**REQUIREMENTS**
Omit the images. Copy each entry word for word.

Front-end source files:
==================================================

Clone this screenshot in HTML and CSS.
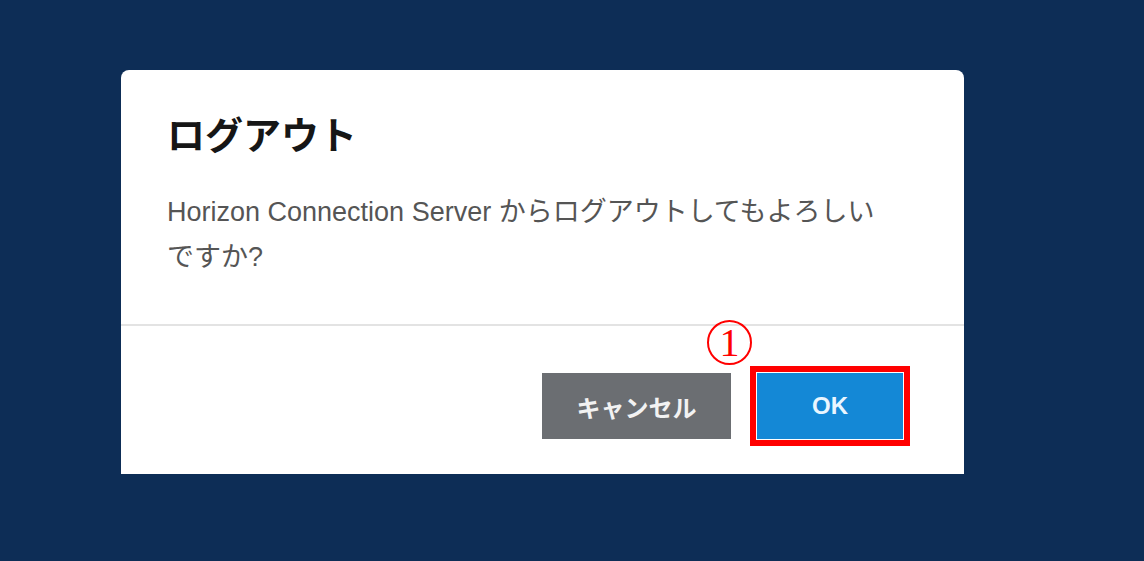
FILE: index.html
```html
<!DOCTYPE html>
<html lang="ja">
<head>
  <meta charset="UTF-8">
  <meta name="viewport" content="width=device-width, initial-scale=1.0">
  <title>ログアウト</title>
  <link rel="stylesheet" href="styles.css">
</head>
<body>

  <!-- Logout dialog -->
  <div class="dialog">
    <div class="dialog-body">
      <h2 class="dialog-title">ログアウト</h2>
      <p class="dialog-text">Horizon Connection Server からログアウトしてもよろしいですか?</p>
    </div>

    <div class="dialog-footer">
      <button class="btn btn-cancel">キャンセル</button>
      <div class="btn-wrap">
        <!-- step marker -->
        <span class="step-mark">1</span>
        <button class="btn btn-ok">OK</button>
      </div>
    </div>
  </div>

</body>
</html>
```

FILE: styles.css
```css
body {
  margin: 0;
  padding: 0;
  background-color: #0d2d56;
  font-family: 'Liberation Sans', Arial, 'Noto Sans CJK JP', sans-serif;
}

.dialog {
  width: 843px;
  margin: 70px 0 0 121px;
  background: #ffffff;
  border-radius: 8px 8px 0 0;
}

.dialog-body {
  padding: 40px 46px 44px 46px;
  border-bottom: 2px solid #e3e3e3;
}

.dialog-title {
  margin: 0;
  font-family: 'Noto Sans CJK JP', sans-serif;
  font-size: 38px;
  font-weight: 700;
  line-height: 46px;
  color: #161616;
}

.dialog-text {
  margin: 34px 0 0 0;
  width: 722px;
  font-size: 27px;
  line-height: 45px;
  color: #555555;
}

.dialog-footer {
  display: flex;
  justify-content: flex-end;
  align-items: flex-start;
  gap: 26px;
  padding: 47px 61px 35px 0;
}

.btn {
  height: 66px;
  border: none;
  font-family: 'Liberation Sans', Arial, 'Noto Sans CJK JP', sans-serif;
  font-size: 24px;
  font-weight: 700;
  cursor: pointer;
}

.btn-cancel {
  width: 189px;
  background: #6b6e72;
  color: #f2f2f2;
}

.btn-wrap {
  position: relative;
}

.btn-ok {
  display: block;
  width: 146px;
  background: #1488d6;
  color: #eaf6ff;
  box-shadow: 0 0 0 1px #ffffff, 0 0 0 7px #ff0000;
}

.step-mark {
  position: absolute;
  left: -50px;
  top: -53px;
  width: 41px;
  height: 41px;
  border: 2px solid #ff0000;
  border-radius: 50%;
  color: #ff0000;
  font-family: 'Liberation Serif', serif;
  font-size: 40px;
  line-height: 41px;
  text-align: center;
}
```
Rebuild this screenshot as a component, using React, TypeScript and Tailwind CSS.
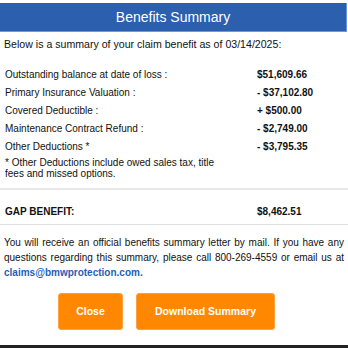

==================================================

**WRITTEN SOLUTION**
Clone this screenshot in HTML and CSS.
FILE: index.html
```html
<!DOCTYPE html>
<html lang="ja">
<head>
  <meta charset="UTF-8">
  <meta name="viewport" content="width=device-width, initial-scale=1.0">
  <title>ログアウト</title>
  <link rel="stylesheet" href="styles.css">
</head>
<body>

  <!-- Logout dialog -->
  <div class="dialog">
    <div class="dialog-body">
      <h2 class="dialog-title">ログアウト</h2>
      <p class="dialog-text">Horizon Connection Server からログアウトしてもよろしいですか?</p>
    </div>

    <div class="dialog-footer">
      <button class="btn btn-cancel">キャンセル</button>
      <div class="btn-wrap">
        <!-- step marker -->
        <span class="step-mark">1</span>
        <button class="btn btn-ok">OK</button>
      </div>
    </div>
  </div>

</body>
</html>
```

FILE: styles.css
```css
body {
  margin: 0;
  padding: 0;
  background-color: #0d2d56;
  font-family: 'Liberation Sans', Arial, 'Noto Sans CJK JP', sans-serif;
}

.dialog {
  width: 843px;
  margin: 70px 0 0 121px;
  background: #ffffff;
  border-radius: 8px 8px 0 0;
}

.dialog-body {
  padding: 40px 46px 44px 46px;
  border-bottom: 2px solid #e3e3e3;
}

.dialog-title {
  margin: 0;
  font-family: 'Noto Sans CJK JP', sans-serif;
  font-size: 38px;
  font-weight: 700;
  line-height: 46px;
  color: #161616;
}

.dialog-text {
  margin: 34px 0 0 0;
  width: 722px;
  font-size: 27px;
  line-height: 45px;
  color: #555555;
}

.dialog-footer {
  display: flex;
  justify-content: flex-end;
  align-items: flex-start;
  gap: 26px;
  padding: 47px 61px 35px 0;
}

.btn {
  height: 66px;
  border: none;
  font-family: 'Liberation Sans', Arial, 'Noto Sans CJK JP', sans-serif;
  font-size: 24px;
  font-weight: 700;
  cursor: pointer;
}

.btn-cancel {
  width: 189px;
  background: #6b6e72;
  color: #f2f2f2;
}

.btn-wrap {
  position: relative;
}

.btn-ok {
  display: block;
  width: 146px;
  background: #1488d6;
  color: #eaf6ff;
  box-shadow: 0 0 0 1px #ffffff, 0 0 0 7px #ff0000;
}

.step-mark {
  position: absolute;
  left: -50px;
  top: -53px;
  width: 41px;
  height: 41px;
  border: 2px solid #ff0000;
  border-radius: 50%;
  color: #ff0000;
  font-family: 'Liberation Serif', serif;
  font-size: 40px;
  line-height: 41px;
  text-align: center;
}
```
Rebuild this screenshot as a component, using React, TypeScript and Tailwind CSS.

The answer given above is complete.